* **Required task**
Pictures aside, quote the whole listing exactly.

★ ★ ★ ★

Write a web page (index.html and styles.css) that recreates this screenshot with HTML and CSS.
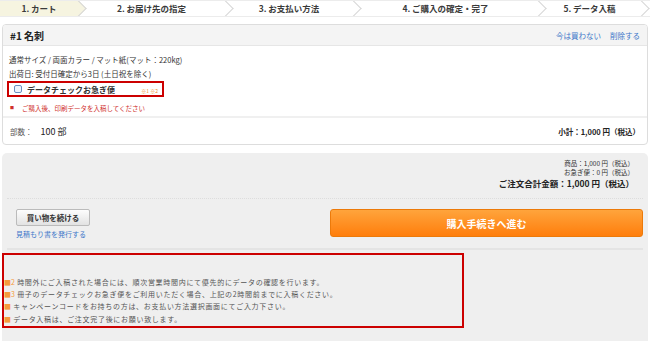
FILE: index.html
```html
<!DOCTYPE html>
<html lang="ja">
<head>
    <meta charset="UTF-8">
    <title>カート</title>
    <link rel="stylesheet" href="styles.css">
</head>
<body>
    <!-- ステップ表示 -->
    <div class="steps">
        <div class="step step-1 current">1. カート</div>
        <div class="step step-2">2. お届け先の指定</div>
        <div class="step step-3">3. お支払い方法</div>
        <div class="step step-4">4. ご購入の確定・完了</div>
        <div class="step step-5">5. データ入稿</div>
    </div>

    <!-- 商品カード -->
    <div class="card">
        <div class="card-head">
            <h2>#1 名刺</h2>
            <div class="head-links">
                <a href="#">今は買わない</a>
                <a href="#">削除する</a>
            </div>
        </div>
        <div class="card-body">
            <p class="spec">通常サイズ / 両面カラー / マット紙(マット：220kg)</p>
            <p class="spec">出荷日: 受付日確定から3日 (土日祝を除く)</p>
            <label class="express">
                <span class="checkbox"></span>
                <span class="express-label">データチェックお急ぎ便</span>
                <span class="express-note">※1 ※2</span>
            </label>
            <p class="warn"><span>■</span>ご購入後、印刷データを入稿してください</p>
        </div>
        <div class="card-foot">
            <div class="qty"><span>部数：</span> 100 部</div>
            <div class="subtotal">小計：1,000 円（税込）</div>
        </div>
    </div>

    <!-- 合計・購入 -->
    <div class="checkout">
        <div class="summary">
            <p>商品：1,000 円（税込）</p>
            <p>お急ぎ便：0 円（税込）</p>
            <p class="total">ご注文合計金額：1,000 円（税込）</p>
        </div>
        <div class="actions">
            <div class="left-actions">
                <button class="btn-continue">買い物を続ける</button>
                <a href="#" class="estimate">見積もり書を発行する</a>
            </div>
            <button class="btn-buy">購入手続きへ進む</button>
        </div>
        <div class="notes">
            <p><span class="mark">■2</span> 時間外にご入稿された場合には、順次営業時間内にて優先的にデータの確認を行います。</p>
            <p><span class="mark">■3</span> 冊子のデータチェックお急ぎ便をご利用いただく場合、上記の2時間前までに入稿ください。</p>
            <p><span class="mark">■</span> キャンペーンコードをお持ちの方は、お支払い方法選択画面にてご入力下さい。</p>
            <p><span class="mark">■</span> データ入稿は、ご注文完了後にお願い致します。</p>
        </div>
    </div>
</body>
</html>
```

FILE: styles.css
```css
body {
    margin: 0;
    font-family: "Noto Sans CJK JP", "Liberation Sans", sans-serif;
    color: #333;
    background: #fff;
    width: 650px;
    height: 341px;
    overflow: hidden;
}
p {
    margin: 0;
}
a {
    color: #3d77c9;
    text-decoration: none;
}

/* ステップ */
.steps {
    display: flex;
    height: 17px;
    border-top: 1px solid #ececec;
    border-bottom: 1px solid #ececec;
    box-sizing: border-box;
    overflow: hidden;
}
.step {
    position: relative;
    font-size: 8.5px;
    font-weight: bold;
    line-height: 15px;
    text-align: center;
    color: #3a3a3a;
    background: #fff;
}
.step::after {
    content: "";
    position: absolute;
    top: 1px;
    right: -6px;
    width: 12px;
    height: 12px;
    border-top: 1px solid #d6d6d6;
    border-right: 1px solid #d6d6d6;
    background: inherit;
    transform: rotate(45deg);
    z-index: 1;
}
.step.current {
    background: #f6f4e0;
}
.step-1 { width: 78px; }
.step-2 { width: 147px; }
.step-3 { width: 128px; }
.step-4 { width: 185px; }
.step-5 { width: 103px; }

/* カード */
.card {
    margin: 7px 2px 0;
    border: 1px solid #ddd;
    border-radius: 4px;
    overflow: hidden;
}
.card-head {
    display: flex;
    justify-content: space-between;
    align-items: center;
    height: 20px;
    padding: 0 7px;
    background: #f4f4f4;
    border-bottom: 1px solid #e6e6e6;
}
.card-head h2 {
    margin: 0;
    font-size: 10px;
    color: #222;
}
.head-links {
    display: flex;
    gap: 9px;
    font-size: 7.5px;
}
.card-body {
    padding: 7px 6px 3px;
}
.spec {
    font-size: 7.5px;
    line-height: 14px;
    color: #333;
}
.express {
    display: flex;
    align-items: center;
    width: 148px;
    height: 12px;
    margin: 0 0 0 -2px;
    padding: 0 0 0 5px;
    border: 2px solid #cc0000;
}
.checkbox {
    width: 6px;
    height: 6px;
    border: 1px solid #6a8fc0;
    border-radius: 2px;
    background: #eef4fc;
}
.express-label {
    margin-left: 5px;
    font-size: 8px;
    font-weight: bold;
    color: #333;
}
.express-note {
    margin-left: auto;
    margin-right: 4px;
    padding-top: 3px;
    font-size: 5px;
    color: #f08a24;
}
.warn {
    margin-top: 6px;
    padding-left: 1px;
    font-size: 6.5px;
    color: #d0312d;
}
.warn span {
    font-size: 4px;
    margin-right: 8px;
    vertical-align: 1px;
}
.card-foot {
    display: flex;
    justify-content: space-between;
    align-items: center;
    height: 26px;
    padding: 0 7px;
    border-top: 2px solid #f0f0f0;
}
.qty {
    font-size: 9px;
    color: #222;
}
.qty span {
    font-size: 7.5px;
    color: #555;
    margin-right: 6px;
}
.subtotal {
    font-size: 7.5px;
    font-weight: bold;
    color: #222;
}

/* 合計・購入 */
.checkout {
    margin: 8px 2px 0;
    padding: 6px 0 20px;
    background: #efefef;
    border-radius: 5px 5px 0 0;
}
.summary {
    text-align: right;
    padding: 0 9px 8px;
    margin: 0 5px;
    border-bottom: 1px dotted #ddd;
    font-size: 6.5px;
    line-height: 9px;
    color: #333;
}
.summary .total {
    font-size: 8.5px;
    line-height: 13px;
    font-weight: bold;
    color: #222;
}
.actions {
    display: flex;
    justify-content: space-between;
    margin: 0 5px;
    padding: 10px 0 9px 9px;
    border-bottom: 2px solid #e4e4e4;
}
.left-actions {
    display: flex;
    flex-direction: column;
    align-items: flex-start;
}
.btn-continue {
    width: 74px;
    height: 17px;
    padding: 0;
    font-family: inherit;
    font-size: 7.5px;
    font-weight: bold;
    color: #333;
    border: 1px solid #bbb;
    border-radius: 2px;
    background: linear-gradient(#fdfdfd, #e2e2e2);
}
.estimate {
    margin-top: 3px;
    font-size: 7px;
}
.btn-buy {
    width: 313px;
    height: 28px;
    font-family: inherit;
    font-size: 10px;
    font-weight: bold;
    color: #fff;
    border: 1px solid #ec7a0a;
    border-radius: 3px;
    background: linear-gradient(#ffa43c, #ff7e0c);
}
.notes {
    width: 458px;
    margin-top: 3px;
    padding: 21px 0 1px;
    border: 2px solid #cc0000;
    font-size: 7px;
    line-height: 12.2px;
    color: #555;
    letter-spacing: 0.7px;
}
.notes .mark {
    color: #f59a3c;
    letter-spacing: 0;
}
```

★ ★ ★ ★

* **The solution**
Write a web page (index.html and styles.css) that recreates this screenshot with HTML and CSS.
FILE: index.html
```html
<!DOCTYPE html>
<html lang="ja">
<head>
    <meta charset="UTF-8">
    <title>カート</title>
    <link rel="stylesheet" href="styles.css">
</head>
<body>
    <!-- ステップ表示 -->
    <div class="steps">
        <div class="step step-1 current">1. カート</div>
        <div class="step step-2">2. お届け先の指定</div>
        <div class="step step-3">3. お支払い方法</div>
        <div class="step step-4">4. ご購入の確定・完了</div>
        <div class="step step-5">5. データ入稿</div>
    </div>

    <!-- 商品カード -->
    <div class="card">
        <div class="card-head">
            <h2>#1 名刺</h2>
            <div class="head-links">
                <a href="#">今は買わない</a>
                <a href="#">削除する</a>
            </div>
        </div>
        <div class="card-body">
            <p class="spec">通常サイズ / 両面カラー / マット紙(マット：220kg)</p>
            <p class="spec">出荷日: 受付日確定から3日 (土日祝を除く)</p>
            <label class="express">
                <span class="checkbox"></span>
                <span class="express-label">データチェックお急ぎ便</span>
                <span class="express-note">※1 ※2</span>
            </label>
            <p class="warn"><span>■</span>ご購入後、印刷データを入稿してください</p>
        </div>
        <div class="card-foot">
            <div class="qty"><span>部数：</span> 100 部</div>
            <div class="subtotal">小計：1,000 円（税込）</div>
        </div>
    </div>

    <!-- 合計・購入 -->
    <div class="checkout">
        <div class="summary">
            <p>商品：1,000 円（税込）</p>
            <p>お急ぎ便：0 円（税込）</p>
            <p class="total">ご注文合計金額：1,000 円（税込）</p>
        </div>
        <div class="actions">
            <div class="left-actions">
                <button class="btn-continue">買い物を続ける</button>
                <a href="#" class="estimate">見積もり書を発行する</a>
            </div>
            <button class="btn-buy">購入手続きへ進む</button>
        </div>
        <div class="notes">
            <p><span class="mark">■2</span> 時間外にご入稿された場合には、順次営業時間内にて優先的にデータの確認を行います。</p>
            <p><span class="mark">■3</span> 冊子のデータチェックお急ぎ便をご利用いただく場合、上記の2時間前までに入稿ください。</p>
            <p><span class="mark">■</span> キャンペーンコードをお持ちの方は、お支払い方法選択画面にてご入力下さい。</p>
            <p><span class="mark">■</span> データ入稿は、ご注文完了後にお願い致します。</p>
        </div>
    </div>
</body>
</html>
```

FILE: styles.css
```css
body {
    margin: 0;
    font-family: "Noto Sans CJK JP", "Liberation Sans", sans-serif;
    color: #333;
    background: #fff;
    width: 650px;
    height: 341px;
    overflow: hidden;
}
p {
    margin: 0;
}
a {
    color: #3d77c9;
    text-decoration: none;
}

/* ステップ */
.steps {
    display: flex;
    height: 17px;
    border-top: 1px solid #ececec;
    border-bottom: 1px solid #ececec;
    box-sizing: border-box;
    overflow: hidden;
}
.step {
    position: relative;
    font-size: 8.5px;
    font-weight: bold;
    line-height: 15px;
    text-align: center;
    color: #3a3a3a;
    background: #fff;
}
.step::after {
    content: "";
    position: absolute;
    top: 1px;
    right: -6px;
    width: 12px;
    height: 12px;
    border-top: 1px solid #d6d6d6;
    border-right: 1px solid #d6d6d6;
    background: inherit;
    transform: rotate(45deg);
    z-index: 1;
}
.step.current {
    background: #f6f4e0;
}
.step-1 { width: 78px; }
.step-2 { width: 147px; }
.step-3 { width: 128px; }
.step-4 { width: 185px; }
.step-5 { width: 103px; }

/* カード */
.card {
    margin: 7px 2px 0;
    border: 1px solid #ddd;
    border-radius: 4px;
    overflow: hidden;
}
.card-head {
    display: flex;
    justify-content: space-between;
    align-items: center;
    height: 20px;
    padding: 0 7px;
    background: #f4f4f4;
    border-bottom: 1px solid #e6e6e6;
}
.card-head h2 {
    margin: 0;
    font-size: 10px;
    color: #222;
}
.head-links {
    display: flex;
    gap: 9px;
    font-size: 7.5px;
}
.card-body {
    padding: 7px 6px 3px;
}
.spec {
    font-size: 7.5px;
    line-height: 14px;
    color: #333;
}
.express {
    display: flex;
    align-items: center;
    width: 148px;
    height: 12px;
    margin: 0 0 0 -2px;
    padding: 0 0 0 5px;
    border: 2px solid #cc0000;
}
.checkbox {
    width: 6px;
    height: 6px;
    border: 1px solid #6a8fc0;
    border-radius: 2px;
    background: #eef4fc;
}
.express-label {
    margin-left: 5px;
    font-size: 8px;
    font-weight: bold;
    color: #333;
}
.express-note {
    margin-left: auto;
    margin-right: 4px;
    padding-top: 3px;
    font-size: 5px;
    color: #f08a24;
}
.warn {
    margin-top: 6px;
    padding-left: 1px;
    font-size: 6.5px;
    color: #d0312d;
}
.warn span {
    font-size: 4px;
    margin-right: 8px;
    vertical-align: 1px;
}
.card-foot {
    display: flex;
    justify-content: space-between;
    align-items: center;
    height: 26px;
    padding: 0 7px;
    border-top: 2px solid #f0f0f0;
}
.qty {
    font-size: 9px;
    color: #222;
}
.qty span {
    font-size: 7.5px;
    color: #555;
    margin-right: 6px;
}
.subtotal {
    font-size: 7.5px;
    font-weight: bold;
    color: #222;
}

/* 合計・購入 */
.checkout {
    margin: 8px 2px 0;
    padding: 6px 0 20px;
    background: #efefef;
    border-radius: 5px 5px 0 0;
}
.summary {
    text-align: right;
    padding: 0 9px 8px;
    margin: 0 5px;
    border-bottom: 1px dotted #ddd;
    font-size: 6.5px;
    line-height: 9px;
    color: #333;
}
.summary .total {
    font-size: 8.5px;
    line-height: 13px;
    font-weight: bold;
    color: #222;
}
.actions {
    display: flex;
    justify-content: space-between;
    margin: 0 5px;
    padding: 10px 0 9px 9px;
    border-bottom: 2px solid #e4e4e4;
}
.left-actions {
    display: flex;
    flex-direction: column;
    align-items: flex-start;
}
.btn-continue {
    width: 74px;
    height: 17px;
    padding: 0;
    font-family: inherit;
    font-size: 7.5px;
    font-weight: bold;
    color: #333;
    border: 1px solid #bbb;
    border-radius: 2px;
    background: linear-gradient(#fdfdfd, #e2e2e2);
}
.estimate {
    margin-top: 3px;
    font-size: 7px;
}
.btn-buy {
    width: 313px;
    height: 28px;
    font-family: inherit;
    font-size: 10px;
    font-weight: bold;
    color: #fff;
    border: 1px solid #ec7a0a;
    border-radius: 3px;
    background: linear-gradient(#ffa43c, #ff7e0c);
}
.notes {
    width: 458px;
    margin-top: 3px;
    padding: 21px 0 1px;
    border: 2px solid #cc0000;
    font-size: 7px;
    line-height: 12.2px;
    color: #555;
    letter-spacing: 0.7px;
}
.notes .mark {
    color: #f59a3c;
    letter-spacing: 0;
}
```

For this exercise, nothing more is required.